How do you get over it? Think about the positive things. The more you "stew" over the situation, the angrier you'll get. And then when you're calm, you talk to him about expectations on his day off and come to an agreement.
As others have said, you should have ASKED if he wanted you to leave the stuff out. I HATE having stuff out, and my husband knows that (because I've told him!). Work on your communications skills...for both of you!
So you did something nice like leave out lunch fixings for your husband and he COMPLAINS that you didn't put it away???
Lesson learned: When you come home for lunch and it's his day off, take care of YOU!!!
As for his POV, maybe the kids weren't ready for lunch yet and maybe he wasn't either.
If you go out of your way and it's not appreciated then you know better next time. Lord knows, it took me a long time to learn that. I can't be mad and expect something in return if I go out of my way.
As for cooling off? I usually have to leave the premises and go outside. There is something calming about nature. Also, exercise helps tremendously, release frustration and get the endorphins going.

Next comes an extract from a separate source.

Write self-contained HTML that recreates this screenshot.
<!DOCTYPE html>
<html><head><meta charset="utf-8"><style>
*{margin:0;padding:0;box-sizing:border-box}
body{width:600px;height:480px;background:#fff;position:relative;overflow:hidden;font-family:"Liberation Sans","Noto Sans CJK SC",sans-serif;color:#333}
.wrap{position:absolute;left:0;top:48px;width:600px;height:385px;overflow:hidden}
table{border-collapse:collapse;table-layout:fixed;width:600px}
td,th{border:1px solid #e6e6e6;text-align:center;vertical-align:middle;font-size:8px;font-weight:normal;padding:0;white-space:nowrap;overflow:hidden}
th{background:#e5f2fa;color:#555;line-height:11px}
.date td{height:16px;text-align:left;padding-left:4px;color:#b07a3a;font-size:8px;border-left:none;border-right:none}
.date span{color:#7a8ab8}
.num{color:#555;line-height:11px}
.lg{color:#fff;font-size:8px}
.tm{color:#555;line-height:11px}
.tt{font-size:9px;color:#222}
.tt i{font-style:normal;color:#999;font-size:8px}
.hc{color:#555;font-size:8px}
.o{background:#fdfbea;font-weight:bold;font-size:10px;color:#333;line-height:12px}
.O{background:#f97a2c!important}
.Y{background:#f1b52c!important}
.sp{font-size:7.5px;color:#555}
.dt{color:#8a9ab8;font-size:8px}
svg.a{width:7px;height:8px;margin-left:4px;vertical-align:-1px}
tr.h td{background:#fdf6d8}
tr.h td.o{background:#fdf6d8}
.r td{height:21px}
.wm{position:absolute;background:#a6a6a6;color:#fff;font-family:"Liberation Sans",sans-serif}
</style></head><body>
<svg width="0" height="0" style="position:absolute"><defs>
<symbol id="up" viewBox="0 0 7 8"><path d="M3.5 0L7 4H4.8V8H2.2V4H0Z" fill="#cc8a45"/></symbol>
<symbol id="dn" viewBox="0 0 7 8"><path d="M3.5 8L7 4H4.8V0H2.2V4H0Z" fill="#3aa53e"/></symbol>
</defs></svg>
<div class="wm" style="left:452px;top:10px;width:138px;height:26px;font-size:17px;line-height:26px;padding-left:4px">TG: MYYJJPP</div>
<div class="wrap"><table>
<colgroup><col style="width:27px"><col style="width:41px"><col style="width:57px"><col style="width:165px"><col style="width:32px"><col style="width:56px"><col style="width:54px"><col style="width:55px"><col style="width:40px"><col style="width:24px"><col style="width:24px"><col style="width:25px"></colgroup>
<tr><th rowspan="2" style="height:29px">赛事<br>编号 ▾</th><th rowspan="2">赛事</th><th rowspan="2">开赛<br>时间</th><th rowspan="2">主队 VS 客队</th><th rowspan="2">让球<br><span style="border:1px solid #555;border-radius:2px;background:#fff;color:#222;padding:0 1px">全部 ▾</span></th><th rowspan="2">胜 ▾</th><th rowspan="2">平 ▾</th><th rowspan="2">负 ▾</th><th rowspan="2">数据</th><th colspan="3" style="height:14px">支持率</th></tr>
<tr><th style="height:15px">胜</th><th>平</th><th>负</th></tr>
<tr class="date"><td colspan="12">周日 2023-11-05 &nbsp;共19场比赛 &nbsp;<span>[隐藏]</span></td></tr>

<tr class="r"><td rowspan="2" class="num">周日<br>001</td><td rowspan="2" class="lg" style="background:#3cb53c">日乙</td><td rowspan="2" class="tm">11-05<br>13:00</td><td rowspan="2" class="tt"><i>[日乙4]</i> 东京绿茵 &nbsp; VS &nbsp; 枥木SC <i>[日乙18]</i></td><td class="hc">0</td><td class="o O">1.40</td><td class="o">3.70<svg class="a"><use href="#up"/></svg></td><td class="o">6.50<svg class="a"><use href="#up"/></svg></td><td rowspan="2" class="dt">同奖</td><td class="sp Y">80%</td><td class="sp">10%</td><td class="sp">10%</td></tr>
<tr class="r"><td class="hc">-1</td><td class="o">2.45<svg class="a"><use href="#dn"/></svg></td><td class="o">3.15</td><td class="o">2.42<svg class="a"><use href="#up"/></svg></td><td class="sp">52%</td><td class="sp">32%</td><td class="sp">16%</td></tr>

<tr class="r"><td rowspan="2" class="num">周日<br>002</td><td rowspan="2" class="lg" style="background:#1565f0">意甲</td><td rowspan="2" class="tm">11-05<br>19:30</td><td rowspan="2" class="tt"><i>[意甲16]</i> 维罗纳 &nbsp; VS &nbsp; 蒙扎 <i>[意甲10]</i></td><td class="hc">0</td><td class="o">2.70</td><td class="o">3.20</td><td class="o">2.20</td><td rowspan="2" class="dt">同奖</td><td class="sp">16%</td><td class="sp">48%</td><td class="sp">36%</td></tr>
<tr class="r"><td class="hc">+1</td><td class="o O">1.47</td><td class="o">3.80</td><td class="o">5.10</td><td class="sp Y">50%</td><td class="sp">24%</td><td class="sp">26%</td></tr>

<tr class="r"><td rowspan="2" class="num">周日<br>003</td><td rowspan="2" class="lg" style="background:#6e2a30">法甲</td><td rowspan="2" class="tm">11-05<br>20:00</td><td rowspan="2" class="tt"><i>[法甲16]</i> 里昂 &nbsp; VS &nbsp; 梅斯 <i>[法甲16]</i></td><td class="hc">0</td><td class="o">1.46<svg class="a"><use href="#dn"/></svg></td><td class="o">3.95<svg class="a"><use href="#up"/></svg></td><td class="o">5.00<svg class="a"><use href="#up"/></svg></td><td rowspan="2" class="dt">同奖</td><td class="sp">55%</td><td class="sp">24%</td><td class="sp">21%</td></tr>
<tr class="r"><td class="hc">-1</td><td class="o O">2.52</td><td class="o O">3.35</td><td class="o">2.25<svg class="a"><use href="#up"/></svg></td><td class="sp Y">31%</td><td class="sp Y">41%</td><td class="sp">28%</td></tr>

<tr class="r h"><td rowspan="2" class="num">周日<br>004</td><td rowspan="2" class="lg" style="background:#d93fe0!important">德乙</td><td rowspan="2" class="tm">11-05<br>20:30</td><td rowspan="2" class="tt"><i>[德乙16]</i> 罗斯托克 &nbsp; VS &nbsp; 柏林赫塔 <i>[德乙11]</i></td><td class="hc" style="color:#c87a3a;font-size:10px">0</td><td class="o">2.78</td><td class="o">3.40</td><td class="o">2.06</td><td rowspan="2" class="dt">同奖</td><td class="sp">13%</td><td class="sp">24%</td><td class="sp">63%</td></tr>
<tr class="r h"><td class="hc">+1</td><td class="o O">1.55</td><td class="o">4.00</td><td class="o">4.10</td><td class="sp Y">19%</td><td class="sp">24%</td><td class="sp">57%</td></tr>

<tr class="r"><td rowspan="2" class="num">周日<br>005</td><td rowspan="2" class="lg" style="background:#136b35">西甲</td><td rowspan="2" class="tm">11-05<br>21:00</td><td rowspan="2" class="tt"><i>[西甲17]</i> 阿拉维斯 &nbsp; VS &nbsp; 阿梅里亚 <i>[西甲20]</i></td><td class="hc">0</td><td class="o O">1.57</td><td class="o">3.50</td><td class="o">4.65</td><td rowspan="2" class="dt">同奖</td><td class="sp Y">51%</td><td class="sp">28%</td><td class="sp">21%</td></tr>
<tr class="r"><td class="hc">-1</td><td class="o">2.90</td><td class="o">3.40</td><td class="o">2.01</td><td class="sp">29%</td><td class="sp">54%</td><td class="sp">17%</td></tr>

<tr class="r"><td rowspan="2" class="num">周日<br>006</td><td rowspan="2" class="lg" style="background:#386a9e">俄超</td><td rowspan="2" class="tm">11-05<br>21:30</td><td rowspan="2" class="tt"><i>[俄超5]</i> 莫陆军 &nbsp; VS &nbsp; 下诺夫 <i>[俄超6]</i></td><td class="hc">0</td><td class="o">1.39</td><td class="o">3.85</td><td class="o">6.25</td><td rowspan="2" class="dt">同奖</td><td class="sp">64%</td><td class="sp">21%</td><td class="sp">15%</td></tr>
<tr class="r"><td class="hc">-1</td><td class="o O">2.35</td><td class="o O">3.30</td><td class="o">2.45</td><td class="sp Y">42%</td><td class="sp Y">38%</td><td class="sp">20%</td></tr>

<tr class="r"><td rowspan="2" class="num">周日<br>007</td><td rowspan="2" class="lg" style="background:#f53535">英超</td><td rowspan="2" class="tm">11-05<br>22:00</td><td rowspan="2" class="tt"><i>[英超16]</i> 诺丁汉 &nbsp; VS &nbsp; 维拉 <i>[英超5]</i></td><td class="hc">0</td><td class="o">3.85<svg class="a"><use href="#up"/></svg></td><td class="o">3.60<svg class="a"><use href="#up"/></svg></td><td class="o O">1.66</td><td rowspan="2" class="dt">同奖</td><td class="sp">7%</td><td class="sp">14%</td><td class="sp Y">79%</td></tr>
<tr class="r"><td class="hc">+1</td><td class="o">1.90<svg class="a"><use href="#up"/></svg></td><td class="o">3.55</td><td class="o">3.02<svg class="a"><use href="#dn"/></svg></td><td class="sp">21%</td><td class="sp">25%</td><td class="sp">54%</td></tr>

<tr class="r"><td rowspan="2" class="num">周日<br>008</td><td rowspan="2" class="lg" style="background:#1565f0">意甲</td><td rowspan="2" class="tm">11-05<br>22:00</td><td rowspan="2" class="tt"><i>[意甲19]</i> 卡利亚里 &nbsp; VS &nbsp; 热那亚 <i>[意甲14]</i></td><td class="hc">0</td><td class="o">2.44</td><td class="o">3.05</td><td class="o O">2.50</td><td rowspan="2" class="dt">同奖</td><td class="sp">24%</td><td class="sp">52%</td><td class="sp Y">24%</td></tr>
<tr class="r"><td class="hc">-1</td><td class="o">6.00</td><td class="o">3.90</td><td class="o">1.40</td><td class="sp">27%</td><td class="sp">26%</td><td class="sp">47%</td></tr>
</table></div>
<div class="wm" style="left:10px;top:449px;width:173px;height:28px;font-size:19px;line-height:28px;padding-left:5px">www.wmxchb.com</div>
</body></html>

It would have been nice if he made you lunch. But kids that are 5 and 7 don't need constant parental supervision. They can play all day by themselves if you let them. They were fine weren't they?
I don't sit in the kids rooms and watch them play, I don't even sit in the den where I can see into their rooms while they play. I sew, read, get on the computer, do laundry, cook, all sorts of things.
He can be on the computer and the kids be fine. As for expecting you to cook lunch, well, you rescued him so he didn't have to do it. Let him take care of the kids. I recommend that you don't go home for lunch anymore. Take your lunch or eat out. That way you won't have to deal with home issues during your work day.
call him and talk about it. let it go.
I can see both points. Did you ask if he wanted lunch?
I usually have to go take a shower or a long drive to cool down.